Rehab loans can get you into trouble. It is important to understand the dangers of these loans so that you can avoid the damage that they can cause to your credit and personal finances. Consider these five dangers of rehab loans before you decide to borrow.

Reason #1: Higher Interest Rates

Financial institutions consider rehabilitation loans a higher risk than conventional mortgages. This is due to the fact that rehab loans are based on the projected value of the property after the renovations are complete. It is for this reason that rehabilitation loans have higher interest rates than conventional loans.

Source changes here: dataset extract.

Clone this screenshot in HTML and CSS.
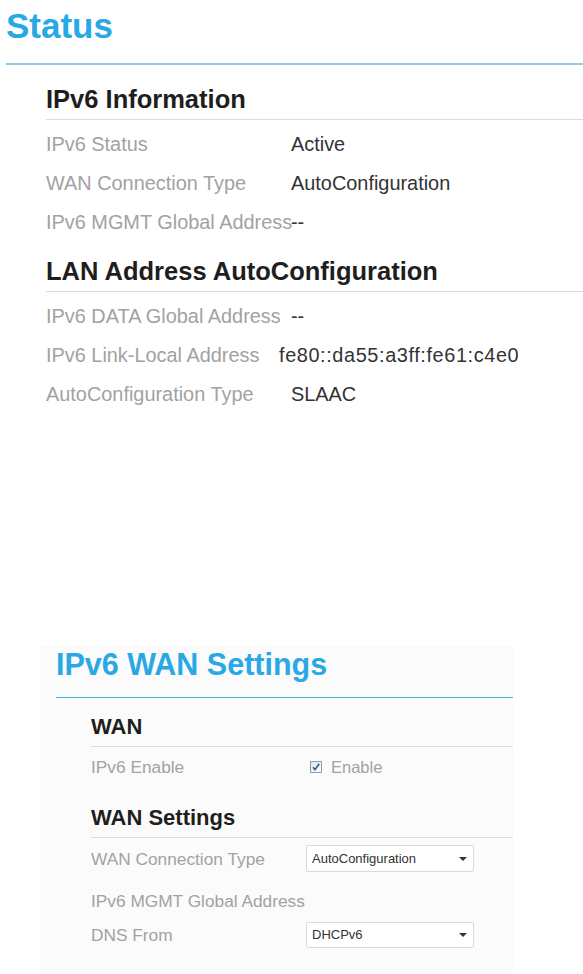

Reason #2: Payment Due Upon Sale of Property

If you are flipping a property (buying and fixing up a place for resale), or you plan to sell your home after the upgrades and repairs are made, you may be required to pay the loan in full upon selling the property. If the house sits on the market for a long time, you may be stuck with carrying costs which will reduce your profit on the sale. If you sell the property and it does not cover the projected value, you will have to pay the balance of the rehab loan out of your own pocket.

Reason #3: Unexpected Fees at Closing

It is the borrower's responsibility to cover many of the related costs at closing, including inspections, permits, and appraisals. These fees can sometimes be factored into the total loan amount, but you are still responsible for paying them, either upfront or under repayment terms.

Reason #4: Your Project Could Go Over Budget

While a rehabilitation loan will normally cover costs of repairs and renovations, there may be unexpected expenses that arise during the course of the project. Pest control, electrical problems, plumbing, or rotten flooring are among some of the costly problems that can surface during a renovation. If the loan amount does not cover these unforeseen issues, you will have to pay out of pocket to complete the work. If you have to borrow more money, you are only perpetuating a debt cycle that could be harmful.

Reason #5: The Housing Market Could Drop by the Time Upgrades are Complete

Again, your loan amount will be based on a projected value that is not necessarily guaranteed. Should depreciation occur in the general neighborhood of your project, you may not be able to sell the property for the amount of your loan. You could lose money rather than gain money, as you will still be responsible for settling the full amount of your rehab loan.